:: MATERIAL PROVIDED ::
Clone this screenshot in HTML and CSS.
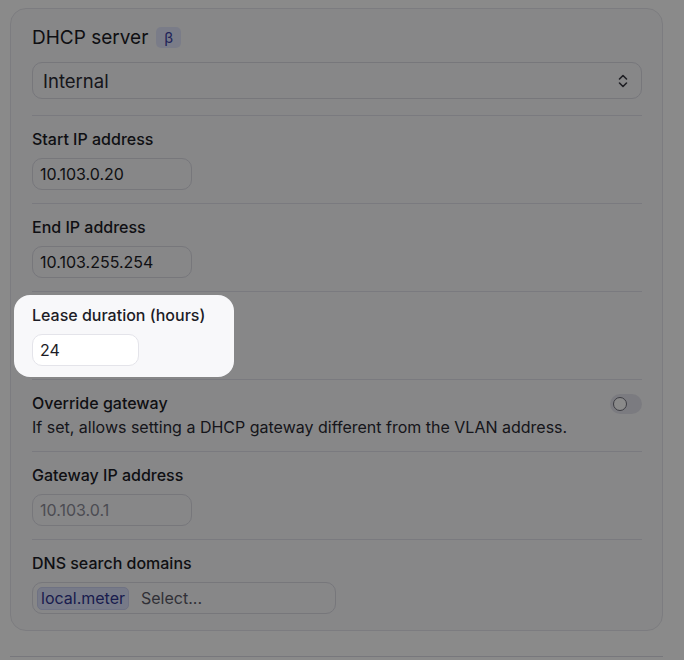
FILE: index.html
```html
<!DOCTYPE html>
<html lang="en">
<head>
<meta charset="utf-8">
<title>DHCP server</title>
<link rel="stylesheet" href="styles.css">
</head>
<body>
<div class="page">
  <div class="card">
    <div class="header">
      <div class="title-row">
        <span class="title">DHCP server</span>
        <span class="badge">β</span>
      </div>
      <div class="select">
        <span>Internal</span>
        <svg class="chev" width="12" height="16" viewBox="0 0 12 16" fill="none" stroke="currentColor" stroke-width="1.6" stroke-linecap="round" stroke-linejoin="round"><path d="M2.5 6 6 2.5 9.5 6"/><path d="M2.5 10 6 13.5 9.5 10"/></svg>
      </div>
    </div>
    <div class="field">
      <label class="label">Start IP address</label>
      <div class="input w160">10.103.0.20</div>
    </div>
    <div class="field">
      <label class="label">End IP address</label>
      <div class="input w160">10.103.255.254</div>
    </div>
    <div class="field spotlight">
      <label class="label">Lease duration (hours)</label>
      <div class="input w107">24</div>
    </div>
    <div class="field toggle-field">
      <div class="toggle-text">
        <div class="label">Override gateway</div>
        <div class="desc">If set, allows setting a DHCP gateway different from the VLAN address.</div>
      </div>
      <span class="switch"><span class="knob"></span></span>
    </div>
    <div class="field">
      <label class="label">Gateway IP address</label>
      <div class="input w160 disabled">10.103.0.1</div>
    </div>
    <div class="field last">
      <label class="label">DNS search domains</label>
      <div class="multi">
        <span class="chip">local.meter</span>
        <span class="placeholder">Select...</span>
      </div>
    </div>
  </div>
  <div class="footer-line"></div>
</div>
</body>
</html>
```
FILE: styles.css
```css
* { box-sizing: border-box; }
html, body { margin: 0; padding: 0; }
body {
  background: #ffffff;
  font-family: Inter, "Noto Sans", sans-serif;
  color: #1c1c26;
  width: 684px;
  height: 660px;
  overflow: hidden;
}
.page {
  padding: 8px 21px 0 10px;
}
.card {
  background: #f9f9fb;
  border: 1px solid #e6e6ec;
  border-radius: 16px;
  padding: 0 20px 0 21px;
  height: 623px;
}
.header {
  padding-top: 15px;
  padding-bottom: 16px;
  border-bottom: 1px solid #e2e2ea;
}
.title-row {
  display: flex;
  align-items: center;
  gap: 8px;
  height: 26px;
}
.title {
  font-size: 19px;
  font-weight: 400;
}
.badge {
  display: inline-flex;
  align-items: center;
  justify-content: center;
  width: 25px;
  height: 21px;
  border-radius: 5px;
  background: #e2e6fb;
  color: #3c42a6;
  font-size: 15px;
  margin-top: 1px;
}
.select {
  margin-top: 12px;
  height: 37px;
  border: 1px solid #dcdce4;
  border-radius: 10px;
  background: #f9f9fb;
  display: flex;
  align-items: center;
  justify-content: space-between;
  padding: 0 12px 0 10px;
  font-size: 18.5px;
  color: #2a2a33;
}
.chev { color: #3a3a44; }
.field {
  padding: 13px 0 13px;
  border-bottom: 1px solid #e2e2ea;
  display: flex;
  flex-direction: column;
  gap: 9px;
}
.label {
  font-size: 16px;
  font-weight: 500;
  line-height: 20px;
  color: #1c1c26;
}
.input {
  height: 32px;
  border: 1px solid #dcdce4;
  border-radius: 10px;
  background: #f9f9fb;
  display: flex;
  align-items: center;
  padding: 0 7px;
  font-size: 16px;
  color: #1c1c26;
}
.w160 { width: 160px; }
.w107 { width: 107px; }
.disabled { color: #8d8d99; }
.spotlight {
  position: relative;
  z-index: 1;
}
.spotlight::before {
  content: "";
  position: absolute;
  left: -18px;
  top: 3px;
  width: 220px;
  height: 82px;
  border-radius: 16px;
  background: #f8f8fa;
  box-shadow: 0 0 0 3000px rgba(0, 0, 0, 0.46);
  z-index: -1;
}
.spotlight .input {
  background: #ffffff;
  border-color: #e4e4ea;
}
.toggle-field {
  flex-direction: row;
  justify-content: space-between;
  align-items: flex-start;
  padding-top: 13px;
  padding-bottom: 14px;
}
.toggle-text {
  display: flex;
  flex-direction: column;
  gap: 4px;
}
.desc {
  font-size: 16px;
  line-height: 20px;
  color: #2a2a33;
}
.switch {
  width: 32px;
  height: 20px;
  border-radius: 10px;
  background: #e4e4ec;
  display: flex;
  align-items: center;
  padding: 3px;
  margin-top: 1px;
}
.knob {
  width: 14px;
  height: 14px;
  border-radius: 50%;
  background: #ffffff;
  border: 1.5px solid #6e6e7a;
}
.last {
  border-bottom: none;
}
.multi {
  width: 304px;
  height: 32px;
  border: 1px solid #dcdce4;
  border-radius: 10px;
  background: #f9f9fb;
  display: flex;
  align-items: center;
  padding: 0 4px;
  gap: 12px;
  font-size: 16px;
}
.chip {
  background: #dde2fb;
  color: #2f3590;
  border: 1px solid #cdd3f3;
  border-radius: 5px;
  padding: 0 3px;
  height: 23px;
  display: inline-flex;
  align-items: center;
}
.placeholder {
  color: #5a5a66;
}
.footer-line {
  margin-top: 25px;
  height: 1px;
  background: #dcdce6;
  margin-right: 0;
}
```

:: EXERCISE INSTRUCTIONS ::
Quote in full the listing given above; the images are to be left out.

:: RESPONSE TO THIS EXERCISE ::
Clone this screenshot in HTML and CSS.
FILE: index.html
```html
<!DOCTYPE html>
<html lang="en">
<head>
<meta charset="utf-8">
<title>DHCP server</title>
<link rel="stylesheet" href="styles.css">
</head>
<body>
<div class="page">
  <div class="card">
    <div class="header">
      <div class="title-row">
        <span class="title">DHCP server</span>
        <span class="badge">β</span>
      </div>
      <div class="select">
        <span>Internal</span>
        <svg class="chev" width="12" height="16" viewBox="0 0 12 16" fill="none" stroke="currentColor" stroke-width="1.6" stroke-linecap="round" stroke-linejoin="round"><path d="M2.5 6 6 2.5 9.5 6"/><path d="M2.5 10 6 13.5 9.5 10"/></svg>
      </div>
    </div>
    <div class="field">
      <label class="label">Start IP address</label>
      <div class="input w160">10.103.0.20</div>
    </div>
    <div class="field">
      <label class="label">End IP address</label>
      <div class="input w160">10.103.255.254</div>
    </div>
    <div class="field spotlight">
      <label class="label">Lease duration (hours)</label>
      <div class="input w107">24</div>
    </div>
    <div class="field toggle-field">
      <div class="toggle-text">
        <div class="label">Override gateway</div>
        <div class="desc">If set, allows setting a DHCP gateway different from the VLAN address.</div>
      </div>
      <span class="switch"><span class="knob"></span></span>
    </div>
    <div class="field">
      <label class="label">Gateway IP address</label>
      <div class="input w160 disabled">10.103.0.1</div>
    </div>
    <div class="field last">
      <label class="label">DNS search domains</label>
      <div class="multi">
        <span class="chip">local.meter</span>
        <span class="placeholder">Select...</span>
      </div>
    </div>
  </div>
  <div class="footer-line"></div>
</div>
</body>
</html>
```
FILE: styles.css
```css
* { box-sizing: border-box; }
html, body { margin: 0; padding: 0; }
body {
  background: #ffffff;
  font-family: Inter, "Noto Sans", sans-serif;
  color: #1c1c26;
  width: 684px;
  height: 660px;
  overflow: hidden;
}
.page {
  padding: 8px 21px 0 10px;
}
.card {
  background: #f9f9fb;
  border: 1px solid #e6e6ec;
  border-radius: 16px;
  padding: 0 20px 0 21px;
  height: 623px;
}
.header {
  padding-top: 15px;
  padding-bottom: 16px;
  border-bottom: 1px solid #e2e2ea;
}
.title-row {
  display: flex;
  align-items: center;
  gap: 8px;
  height: 26px;
}
.title {
  font-size: 19px;
  font-weight: 400;
}
.badge {
  display: inline-flex;
  align-items: center;
  justify-content: center;
  width: 25px;
  height: 21px;
  border-radius: 5px;
  background: #e2e6fb;
  color: #3c42a6;
  font-size: 15px;
  margin-top: 1px;
}
.select {
  margin-top: 12px;
  height: 37px;
  border: 1px solid #dcdce4;
  border-radius: 10px;
  background: #f9f9fb;
  display: flex;
  align-items: center;
  justify-content: space-between;
  padding: 0 12px 0 10px;
  font-size: 18.5px;
  color: #2a2a33;
}
.chev { color: #3a3a44; }
.field {
  padding: 13px 0 13px;
  border-bottom: 1px solid #e2e2ea;
  display: flex;
  flex-direction: column;
  gap: 9px;
}
.label {
  font-size: 16px;
  font-weight: 500;
  line-height: 20px;
  color: #1c1c26;
}
.input {
  height: 32px;
  border: 1px solid #dcdce4;
  border-radius: 10px;
  background: #f9f9fb;
  display: flex;
  align-items: center;
  padding: 0 7px;
  font-size: 16px;
  color: #1c1c26;
}
.w160 { width: 160px; }
.w107 { width: 107px; }
.disabled { color: #8d8d99; }
.spotlight {
  position: relative;
  z-index: 1;
}
.spotlight::before {
  content: "";
  position: absolute;
  left: -18px;
  top: 3px;
  width: 220px;
  height: 82px;
  border-radius: 16px;
  background: #f8f8fa;
  box-shadow: 0 0 0 3000px rgba(0, 0, 0, 0.46);
  z-index: -1;
}
.spotlight .input {
  background: #ffffff;
  border-color: #e4e4ea;
}
.toggle-field {
  flex-direction: row;
  justify-content: space-between;
  align-items: flex-start;
  padding-top: 13px;
  padding-bottom: 14px;
}
.toggle-text {
  display: flex;
  flex-direction: column;
  gap: 4px;
}
.desc {
  font-size: 16px;
  line-height: 20px;
  color: #2a2a33;
}
.switch {
  width: 32px;
  height: 20px;
  border-radius: 10px;
  background: #e4e4ec;
  display: flex;
  align-items: center;
  padding: 3px;
  margin-top: 1px;
}
.knob {
  width: 14px;
  height: 14px;
  border-radius: 50%;
  background: #ffffff;
  border: 1.5px solid #6e6e7a;
}
.last {
  border-bottom: none;
}
.multi {
  width: 304px;
  height: 32px;
  border: 1px solid #dcdce4;
  border-radius: 10px;
  background: #f9f9fb;
  display: flex;
  align-items: center;
  padding: 0 4px;
  gap: 12px;
  font-size: 16px;
}
.chip {
  background: #dde2fb;
  color: #2f3590;
  border: 1px solid #cdd3f3;
  border-radius: 5px;
  padding: 0 3px;
  height: 23px;
  display: inline-flex;
  align-items: center;
}
.placeholder {
  color: #5a5a66;
}
.footer-line {
  margin-top: 25px;
  height: 1px;
  background: #dcdce6;
  margin-right: 0;
}
```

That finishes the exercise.